Victims are often able to articulate what they need in a
constructive manner and are better able to hold the offender accountable. It
is at this stage that victims may grant an offender's request for
forgiveness.
Reconciliation
At the understanding stage there is also potential for the victim to
move on to reconciliation. Reconciliation occurs when the relationship
between the victim and the offender experiences transformation, evidenced by
new understandings and greater intimacy. Healing, however, does not depend
on whether the parties choose to reestablish a relationship. If they are
able to pursue reconciliation, there will be a further healing effect for
both of them. But reconciliation is not always possible or necessary and in
some situations is unwise. Victims need patience and support throughout this
process. In the earlier stages, mediators can anticipate questions victims
will have later on, and can gently encourage offenders to answer the
questions many victims have during the understanding stage. Mediators also
need to be comfortable with the victim's anger and see it as an essential
part of the healing process.
THE OFFENDERS' JOURNEY
Following a conflict or violation, offenders also need to
find some way of putting the incident in the past. While victims seek
healing from the "offence", offenders often wish to change old
patterns of behaviour. For many, their offence continues to control them,
whether through guilt, self-hatred, emotional turmoil or a predisposition to
re-offend. Only as they move through a healing process can the event lose
this power.
Denial
Like victims, offenders first experience denial. At this point they make
excuses for their behaviour and acknowledge very little, if any, of their
wrongdoing. When the offender is in denial, a face-to-face encounter is
rarely safe for the victim. Only when the offender begins to take
responsibility should a meeting be arranged. Unfortunately, this may take
years or it may never happen.
Remorse
The offenders' second stage is remorse. Offenders have some feeling of
wrongdoing but qualify their actions with excuses, including "Yes, but
..." comments. They may be able to acknowledge their deeds and even
apologise for them, yet focus on the circumstances that "led" them
to behave in this way. They have difficulty taking responsibility and often
look for a "quick fix" which will allow them to "forget"

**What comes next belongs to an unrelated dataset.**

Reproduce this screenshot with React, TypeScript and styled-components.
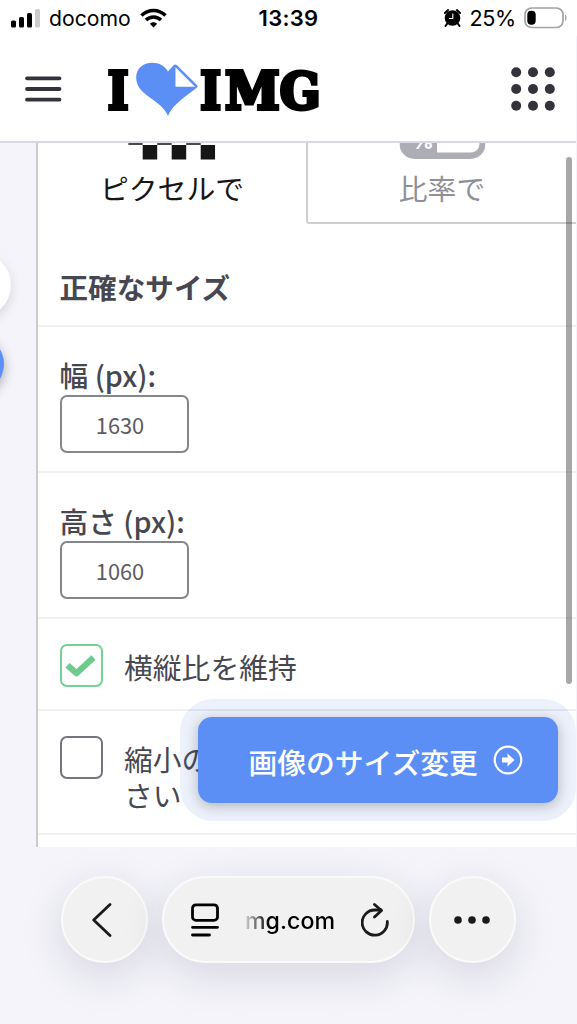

the incident. Many offenders enter into mediation at the remorse stage. A
mediator has a number of responsibilities when an offender is at this stage.
Victims will interpret offenders' behaviour justifications as attempts to
avoid taking responsibility. If victims accept a quickly given apology
without sharing their pain, offenders will not complete their healing
journey and are more likely to re-offend. For the sake of both, mediators
must encourage victims to speak about the emotional, spiritual and physical
impact of their experience, and assist offenders in hearing the victims'
stories.
Repentance
The third stage is repentance. It is here that offenders confront the
consequences of their behaviour and take full responsibility for their
offence without making excuses. Offenders experience significant personal
pain, realising the pain they have inflicted on the victim. Offenders not
only offer restitution to victims, they also seek help to change their
behaviour. True repentance is displayed when offenders take steps to ensure
this happens. Mediators should encourage offenders to enter this stage. It
is unlikely that offenders entering mediation at the previous remorse stage
will experience the profound, life-altering experience which the repentance
stage can bring. Offenders can, however be brought to the threshold of
repentance and encouraged to explore it. It is very difficult to journey
through repentance and mediators must feel comfortable entering the realm of
strong emotions.
Forgiveness
During the fourth stage the offender authentically asks for forgiveness
and is able to apologise with no strings attached. Offenders recognise their
wrongdoing and wish to express this regret to the victim.
CONCLUSION
Understanding victims' and offenders' journeys of healing
is crucial for mediators. In many situations, however, the journeys are
somewhat blurred as participants play the roles of both victims and
offenders. This is particularly true in cases involving longstanding
relationships. The challenge is to be as helpful as possible for all
participants in their own healing process and not inadvertently bring more
hurt. Regrettably some mediators give the impression that mediation is the
end of the healing process. Experienced mediators know that other
experiences may reactivate the hurt and the victim may need to recycle
through some of the healing stages. In cases of significant victimisation it
is important for the mediator to contact the victim to see how they are
doing and assure them that mediation does not necessarily mark the end of
the healing journey. Also, if mediators make it too easy for offenders to
move from remorse to forgiveness, they deprive offenders of the true healing
and forgiveness they need and often long for. Forgiveness is not a one time
event, and may even take years, especially following deeply wounding or
repeated offences. Forgiveness is something offenders request and their
victims grant. Mediators must understand that this is only possible after
victims and offenders have taken a healing journey so that the difficult
events no longer control their lives and both victim and offender are
enriched by their new understandings.